Concepedia

TLDR

Graphs are fundamental data structures that capture relational structure in domains such as knowledge graphs, physical and social interactions, language, and chemistry. The study introduces a powerful new approach for learning generative models over graphs that capture both structure and attributes. The approach uses graph neural networks to express probabilistic dependencies among nodes and edges, enabling learning distributions over arbitrary graphs while addressing symmetries and ordering challenges during generation. Experiments show that the trained models generate high‑quality synthetic and real molecular graphs, outperforming baselines that lack graph‑structured representations, and represent the first general approach for learning generative models over arbitrary graphs.

Abstract

Graphs are fundamental data structures which concisely capture the relational structure in many important real-world domains, such as knowledge graphs, physical and social interactions, language, and chemistry.

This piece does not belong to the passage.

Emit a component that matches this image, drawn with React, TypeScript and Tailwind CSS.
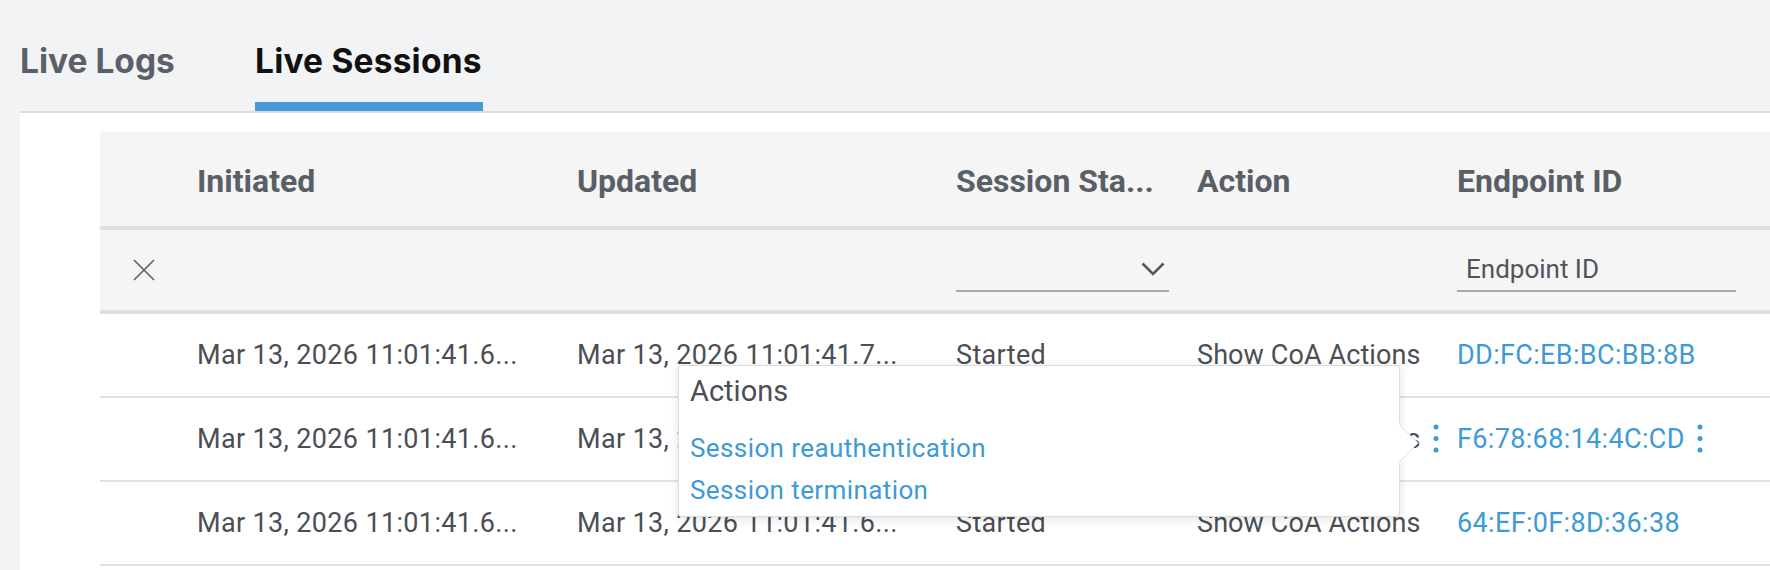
import React from 'react';

type Row = {
  initiated: string;
  updated: string;
  status: string;
  action: string;
  endpoint: string;
  menu?: boolean;
};

const rows: Row[] = [
  {
    initiated: 'Mar 13, 2026 11:01:41.6...',
    updated: 'Mar 13, 2026 11:01:41.7...',
    status: 'Started',
    action: 'Show CoA Actions',
    endpoint: 'DD:FC:EB:BC:BB:8B',
  },
  {
    initiated: 'Mar 13, 2026 11:01:41.6...',
    updated: 'Mar 13, 2026 11:01:41.6...',
    status: 'Started',
    action: 'Show CoA Actions',
    endpoint: 'F6:78:68:14:4C:CD',
    menu: true,
  },
  {
    initiated: 'Mar 13, 2026 11:01:41.6...',
    updated: 'Mar 13, 2026 11:01:41.6...',
    status: 'Started',
    action: 'Show CoA Actions',
    endpoint: '64:EF:0F:8D:36:38',
  },
];

const cols = 'grid grid-cols-[97px_380px_379px_241px_260px_1fr]';

function Kebab() {
  return (
    <svg width="6" height="30" viewBox="0 0 6 30" className="ml-[12px] shrink-0">
      <circle cx="3" cy="3" r="2.5" fill="#3d9ad6" />
      <circle cx="3" cy="14.5" r="2.5" fill="#3d9ad6" />
      <circle cx="3" cy="26" r="2.5" fill="#3d9ad6" />
    </svg>
  );
}

function ActionsPopover() {
  return (
    <div className="absolute left-[578px] top-[233px] z-10 w-[722px] h-[152px] bg-white border border-[#dcdcdc] rounded-[3px] shadow-[0_2px_10px_rgba(0,0,0,0.12)] pt-[11px] pl-[11px]">
      <div className="text-[29px] leading-none text-[#4a4f55]">Actions</div>
      <div className="mt-[21px] text-[26px] leading-[42px] tracking-[0.4px] text-[#3d9ad6]">
        <div>Session reauthentication</div>
        <div>Session termination</div>
      </div>
      {/* caret */}
      <svg
        width="22"
        height="42"
        viewBox="0 0 22 42"
        className="absolute right-[-21px] top-[56px]"
      >
        <path d="M0 1 L20 21 L0 41 Z" fill="#ffffff" stroke="#dcdcdc" strokeWidth="1" />
        <rect x="0" y="0" width="1.5" height="42" fill="#ffffff" />
      </svg>
    </div>
  );
}

export default function App() {
  return (
    <div className="w-[1770px] h-[570px] bg-[#f2f3f5] overflow-hidden font-[Roboto,sans-serif]">
      {/* Tabs */}
      <div className="flex h-[111px] pl-[20px] font-[Inter,sans-serif] font-bold text-[33.5px] leading-none">
        <div className="w-[235px] pt-[45px] text-[#5b6068]">Live Logs</div>
        <div className="flex flex-col pt-[45px] text-[#111111]">
          <span className="pr-[1px] tracking-[0.2px]">Live Sessions</span>
          <div className="mt-auto h-[9px] bg-[#469ad5]" />
        </div>
      </div>

      {/* Panel */}
      <div className="ml-[20px] h-full bg-white border-t-2 border-[#dcdcdc] pt-[19px] pl-[80px]">
        <div className="relative">
          {/* Header */}
          <div className={`${cols} h-[98px] items-center pt-[4px] bg-[#f5f5f5] border-b-4 border-[#dfdfdf] text-[32px] font-bold leading-none text-[#5a5f67]`}>
            <div />
            <div>Initiated</div>
            <div>Updated</div>
            <div>Session Sta...</div>
            <div>Action</div>
            <div>Endpoint ID</div>
          </div>

          {/* Filters */}
          <div className={`${cols} h-[84px] items-center bg-[#f5f5f5] border-b-4 border-[#dfdfdf]`}>
            <div className="pl-[33px]">
              <svg width="22" height="22" viewBox="0 0 22 22">
                <path d="M1 1 L21 21 M21 1 L1 21" stroke="#5a5f67" strokeWidth="1.6" />
              </svg>
            </div>
            <div />
            <div />
            <div className="flex items-center justify-end w-[213px] h-[44px] border-b-2 border-[#a8a8a8] pr-[4px]">
              <svg width="24" height="14" viewBox="0 0 24 14">
                <path d="M1.5 1.5 L12 12 L22.5 1.5" fill="none" stroke="#555a60" strokeWidth="2.6" />
              </svg>
            </div>
            <div />
            <div className="flex items-center w-[279px] h-[44px] border-b-2 border-[#a8a8a8] pl-[9px] text-[26px] text-[#50555b]">
              Endpoint ID
            </div>
          </div>

          {/* Rows */}
          {rows.map((r, i) => (
            <div
              key={i}
              className={`${cols} h-[84px] items-center border-b-2 border-[#e2e2e2] text-[27px] leading-none tracking-[0.35px] text-[#4b4f55] whitespace-nowrap`}
            >
              <div />
              <div>{r.initiated}</div>
              <div>{r.updated}</div>
              <div>{r.status}</div>
              <div className="flex items-center tracking-[0.1px]">
                <span>{r.action}</span>
                {r.menu && <Kebab />}
              </div>
              <div className="flex items-center text-[#3d9ad6]">
                <span>{r.endpoint}</span>
                {r.menu && <Kebab />}
              </div>
            </div>
          ))}

          <ActionsPopover />
        </div>
      </div>
    </div>
  );
}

Here we introduce a powerful new approach for learning generative models over graphs, which can capture both their structure and attributes. Our approach uses graph neural networks to express probabilistic dependencies among a graph's nodes and edges, and can, in principle, learn distributions over any arbitrary graph. In a series of experiments our results show that once trained, our models can generate good quality samples of both synthetic graphs as well as real molecular graphs, both unconditionally and conditioned on data. Compared to baselines that do not use graph-structured representations, our models often perform far better. We also explore key challenges of learning generative models of graphs, such as how to handle symmetries and ordering of elements during the graph generation process, and offer possible solutions. Our work is the first and most general approach for learning generative models over arbitrary graphs, and opens new directions for moving away from restrictions of vector- and sequence-like knowledge representations, toward more expressive and flexible relational data structures.